From the moment President Barack Obama took office Republicans in Congress have fiercely fought the president on every one of his initiatives. They pushed back hard on a stimulus plan that helped avoid another depression, emergency measures that saved the U.S. auto industry, as well as financial and health care reform. In each case the resulting legislation was demagogued and ultimately watered down. Of course, the very Republicans who criticized the stimulus bill most harshly, including Governor Rick Perry of Texas and Representative
Michele Bachmann of Minnesota, used the funds to their political advantage.
Since the 2010 mid term elections the conservative Tea Party faction that is passionately committed to spending cuts and no new taxes has kept the Republican Congressional leadership in line. Most Republicans legislators have signed Grover Norquist's pledge not to raise taxes. So powerful is that pledge that every GOP candidate in Thursday's debate said they would not approve a compromise consisting of $10 in cuts for $1 dollar in new taxes.
Compromise is a dirty word for Republicans. Cutting government spending and lowering taxes, they say, is the best way to grow the economy. Yet the Bush tax cuts resulted in little job growth during his presidency, and recent government spending cuts, especially at the state level, has resulted in a half million layoffs nationwide.
Many economists believe a balanced approach, that is some increased revenues as well as spending cuts, is the best path to recovery in the short term. Polls show a majority of Americans favor ending the Bush tax cuts for the wealthy. Yet Republicans successfully linked increasing the debt ceiling to more spending cuts. No spending cuts would have meant not raising the debt ceiling. That is like a family going to the bank and saying they are not going to pay all their loans until they are able to cut their household expenses.
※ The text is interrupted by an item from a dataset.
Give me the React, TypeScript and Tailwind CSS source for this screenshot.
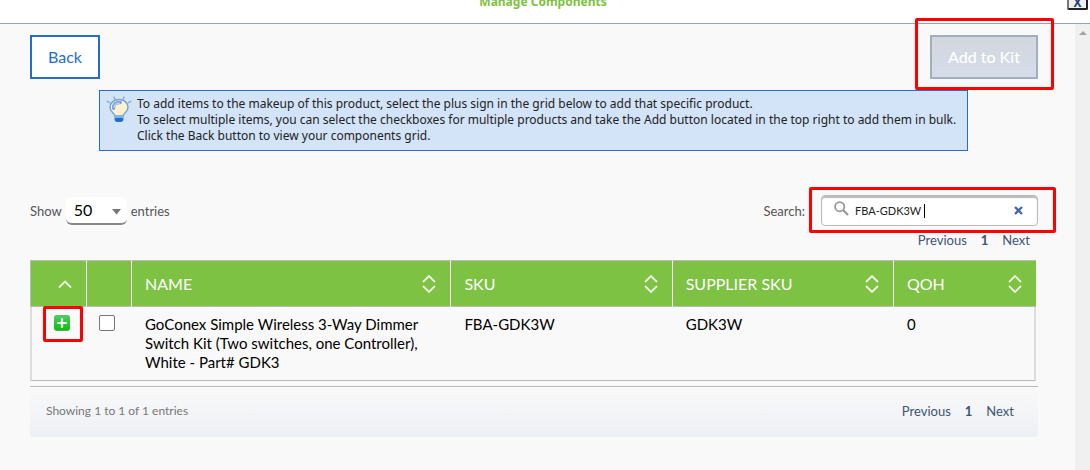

This brinksmanship in Congress, the lack of a sustained recovery in the U.S. and the near collapse of the world economy are together creating chaos on the financial markets. That leaves the road ahead uncertain and millions of unemployed Americans with little hope.
The Republicans have President Obama cornered between a rock and a hard place. While some in the White House recommend a middle course, which may appeal to independent voters, it seems most unlikely that such an approach will be enough to assure him reelection. This is especially true when contrasted to GOP political attacks, such as "a failed economic policy”, "the first president in history to be downgraded", and “record deficit spending.”
While the president remains personally popular among Americans, his job approval ratings are declining. This is the time for bold action on the part of the president. He must go on the offensive with a strong jobs plan, and show he is willing to take the lead in restoring hope for all Americans. That would be change one can believe in.